We live in a world where everything is possible and nothing feels enough. Where options spill over from our screens into our minds, where even small decisions feel strangely heavy. We scroll through a hundred versions of what could be, only to wonder if the life we’ve chosen is somehow less than the one we didn’t. And in that wondering, in the afterglow of possibility, something quietly slips away – our ability to enjoy what is.
Too many choices don’t just overwhelm our minds. They quietly disorient our sense of satisfaction. It’s not that we regret what we picked. It’s that we can’t stop thinking about what we didn’t.
There’s a strange paradox here. More options were supposed to make us happier, freer, more fulfilled. But the rise of choice has coincided with the fall of contentment. Psychologist Barry Schwartz calls it the paradox of choice – the more choices we have, the more likely we are to feel regret, self-doubt, and decision fatigue. We don’t just want to make a good choice. We want to make the best one. And when we inevitably don’t know if we did, the joy of choosing evaporates into the fog of comparison.
It’s easy to see this in the small things: restaurant menus, Netflix shows, which phone to buy. But the deeper impact is in how we now live with chronic dissatisfaction even when nothing is wrong. Because when life is good, we still wonder: could it have been better?
And this isn’t just personal. It’s cultural. We’re being trained to optimize everything – productivity, relationships, weekends, even sleep. Self-help promises a better version of everything. Algorithms recommend endlessly. Advice floods in. We’re constantly aware that there’s another tool, another career, another partner, another place, another way to live that might be just slightly more fulfilling than the one we have.
But at what cost?
We’ve lost the stillness of presence. The peace of enough. The deep comfort of choosing a path and walking it without needing to keep checking if the other one had a better view.

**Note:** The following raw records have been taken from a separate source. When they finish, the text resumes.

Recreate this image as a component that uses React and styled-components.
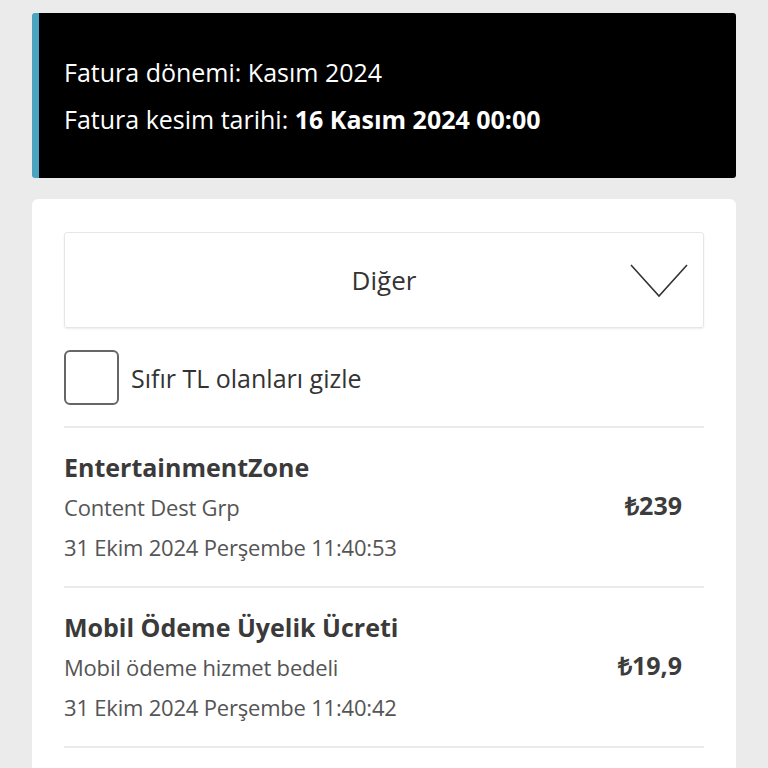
import React from 'react';
import styled, { createGlobalStyle } from 'styled-components';

const GlobalStyle = createGlobalStyle`
  body {
    margin: 0;
    background: #ebebeb;
    font-family: "Open Sans", "Liberation Sans", sans-serif;
    color: #333;
  }
`;

const Page = styled.div`
  padding: 13px 32px 0;
  display: flex;
  flex-direction: column;
  gap: 21px;
`;

const Banner = styled.div`
  background: #000;
  color: #fff;
  border-radius: 3px;
  border-left: 7px solid #4aa3c0;
  padding: 45px 25px 45px;
  display: flex;
  flex-direction: column;
  gap: 19px;
  font-size: 25px;
  line-height: 28px;
`;

const Card = styled.div`
  background: #fff;
  border-radius: 6px 6px 0 0;
  padding: 33px 32px 0;
  min-height: 536px;
`;

const Select = styled.div`
  height: 94px;
  border: 1px solid #e6e6e6;
  border-radius: 3px;
  box-shadow: 0 1px 2px rgba(0, 0, 0, 0.08);
  display: flex;
  align-items: center;
  justify-content: center;
  position: relative;
  font-size: 26px;
  color: #333;
`;

const Chevron = styled.svg`
  position: absolute;
  right: 15px;
  top: 31px;
`;

const CheckRow = styled.label`
  display: flex;
  align-items: center;
  gap: 12px;
  padding: 22px 0 21px;
  font-size: 25px;
  border-bottom: 2px solid #ebebeb;
`;

const Box = styled.span`
  width: 51px;
  height: 51px;
  border: 2px solid #666;
  border-radius: 6px;
`;

const Item = styled.div`
  display: flex;
  align-items: center;
  justify-content: space-between;
  padding: 24px 22px 24px 0;
  border-bottom: 2px solid #ebebeb;
`;

const Info = styled.div`
  display: flex;
  flex-direction: column;
  gap: 11px;
`;

const Title = styled.div`
  font-size: 25px;
  font-weight: 700;
  color: #3a3a3a;
  line-height: 30px;
`;

const Sub = styled.div`
  font-size: 22px;
  color: #555;
  line-height: 29px;
  letter-spacing: -0.2px;
`;

const Price = styled.div`
  font-size: 25px;
  font-weight: 700;
  color: #3c3c3c;
  margin-top: -4px;
`;

const items = [
  { title: 'EntertainmentZone', sub: 'Content Dest Grp', date: '31 Ekim 2024 Perşembe 11:40:53', price: '₺239' },
  { title: 'Mobil Ödeme Üyelik Ücreti', sub: 'Mobil ödeme hizmet bedeli', date: '31 Ekim 2024 Perşembe 11:40:42', price: '₺19,9' },
];

export default function App() {
  return (
    <>
      <GlobalStyle />
      <Page>
        <Banner>
          <div>Fatura dönemi: Kasım 2024</div>
          <div>Fatura kesim tarihi: <b>16 Kasım 2024 00:00</b></div>
        </Banner>
        <Card>
          <Select>
            Diğer
            <Chevron width="58" height="34" viewBox="0 0 58 34">
              <path d="M1 1 L29 32 L57 1" fill="none" stroke="#333" strokeWidth="1.6" />
            </Chevron>
          </Select>
          <CheckRow>
            <Box />
            Sıfır TL olanları gizle
          </CheckRow>
          {items.map((it) => (
            <Item key={it.title}>
              <Info>
                <Title>{it.title}</Title>
                <Sub>{it.sub}</Sub>
                <Sub>{it.date}</Sub>
              </Info>
              <Price>{it.price}</Price>
            </Item>
          ))}
        </Card>
      </Page>
    </>
  );
}
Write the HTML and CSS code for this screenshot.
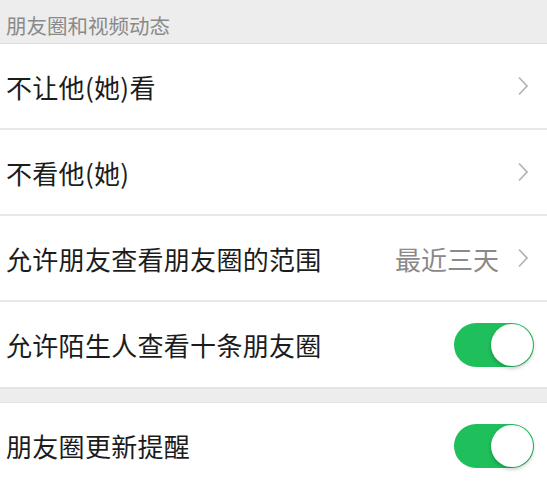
FILE: index.html
```html
<!DOCTYPE html>
<html lang="zh">
<head>
<meta charset="utf-8">
<link rel="stylesheet" href="styles.css">
</head>
<body>
<div class="section-title">朋友圈和视频动态</div>
<div class="group">
  <div class="row">
    <span class="label">不让他(她)看</span>
    <span class="right"><svg class="chev" width="10" height="20" viewBox="0 0 10 20"><path d="M1 1.5 L9 10 L1 18.5" fill="none" stroke="#b5b5b5" stroke-width="1.8"/></svg></span>
  </div>
  <div class="row">
    <span class="label">不看他(她)</span>
    <span class="right"><svg class="chev" width="10" height="20" viewBox="0 0 10 20"><path d="M1 1.5 L9 10 L1 18.5" fill="none" stroke="#b5b5b5" stroke-width="1.8"/></svg></span>
  </div>
  <div class="row">
    <span class="label">允许朋友查看朋友圈的范围</span>
    <span class="right"><span class="value">最近三天</span><svg class="chev" width="10" height="20" viewBox="0 0 10 20"><path d="M1 1.5 L9 10 L1 18.5" fill="none" stroke="#b5b5b5" stroke-width="1.8"/></svg></span>
  </div>
  <div class="row last toggle-row">
    <span class="label">允许陌生人查看十条朋友圈</span>
    <span class="switch"><span class="knob"></span></span>
  </div>
</div>
<div class="gap"></div>
<div class="group">
  <div class="row last toggle-row">
    <span class="label">朋友圈更新提醒</span>
    <span class="switch"><span class="knob"></span></span>
  </div>
</div>
</body>
</html>
```
FILE: styles.css
```css
html, body {
  margin: 0;
  padding: 0;
  background: #ffffff;
  font-family: "Noto Sans CJK SC", "Noto Sans", sans-serif;
}
.section-title {
  height: 43px;
  background: #ededed;
  border-bottom: 1px solid #dcdcdc;
  color: #8a8a8a;
  font-size: 20.5px;
  line-height: 50px;
  padding-left: 6px;
  overflow: hidden;
}
.group {
  background: #fff;
  border-bottom: 2px solid #e4e4e4;
}
.row {
  height: 84px;
  display: flex;
  align-items: center;
  justify-content: space-between;
  border-bottom: 2px solid #e8e8e8;
  padding-left: 6px;
  padding-right: 19px;
}
.row.last {
  border-bottom: none;
  height: 85px;
}
.toggle-row {
  padding-right: 13px;
}
.label {
  font-size: 26px;
  color: #1c1c1c;
  letter-spacing: 0.3px;
}
.right {
  display: flex;
  align-items: center;
}
.value {
  font-size: 26px;
  color: #8a8a8a;
  margin-right: 19px;
}
.chev {
  display: block;
}
.switch {
  position: relative;
  width: 80px;
  height: 44px;
  border-radius: 22px;
  background: #1fc05b;
  display: block;
}
.knob {
  position: absolute;
  right: 1px;
  top: 1px;
  width: 42px;
  height: 42px;
  border-radius: 50%;
  background: #fff;
  box-shadow: 0 2px 4px rgba(0,0,0,0.25);
}
.gap {
  height: 13px;
  background: #ededed;
  border-bottom: 1px solid #e2e2e2;
}
```
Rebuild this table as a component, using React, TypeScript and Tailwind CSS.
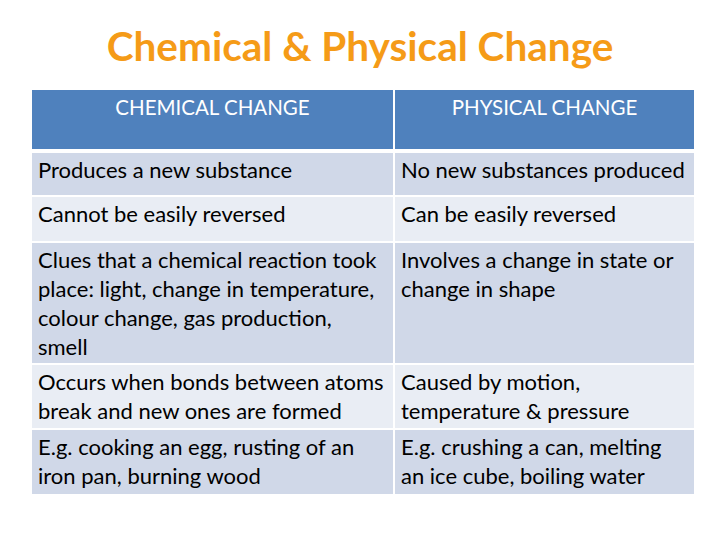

What no one tells us is that every choice – even the right one – comes with the death of a thousand other lives we’ll never live. And that’s not a flaw in the system. That’s just life.
There’s a Japanese concept called “mono no aware” – the gentle, bittersweet awareness of the passing of things. It invites us to feel beauty not in endless possibility, but in the fleeting, irreplaceable nature of the present. It suggests that meaning is not found in maximizing but in noticing. That joy is not in choosing everything, but in cherishing something.
We need to learn how to choose again. Not perfectly. Just honestly. Choose a city. Choose a path. Choose a partner. Choose a rhythm of life. And then stop looking sideways.
This isn’t an argument for complacency. It’s a case for peace. For understanding that the richness of life isn’t in what’s available – it’s in what’s experienced. That joy doesn’t grow in the fields of “what if.” It takes root in the soil of “what is.”
And yes, we may always feel the soft echo of the road not taken. That afterglow will come. But it doesn’t need to haunt us. It can remind us – gently, beautifully – that we were lucky enough to live in a time of infinite choice, and wise enough to love what we picked.
Because maybe the most radical act today is not searching for something better. It’s deciding to find wonder in what’s already here.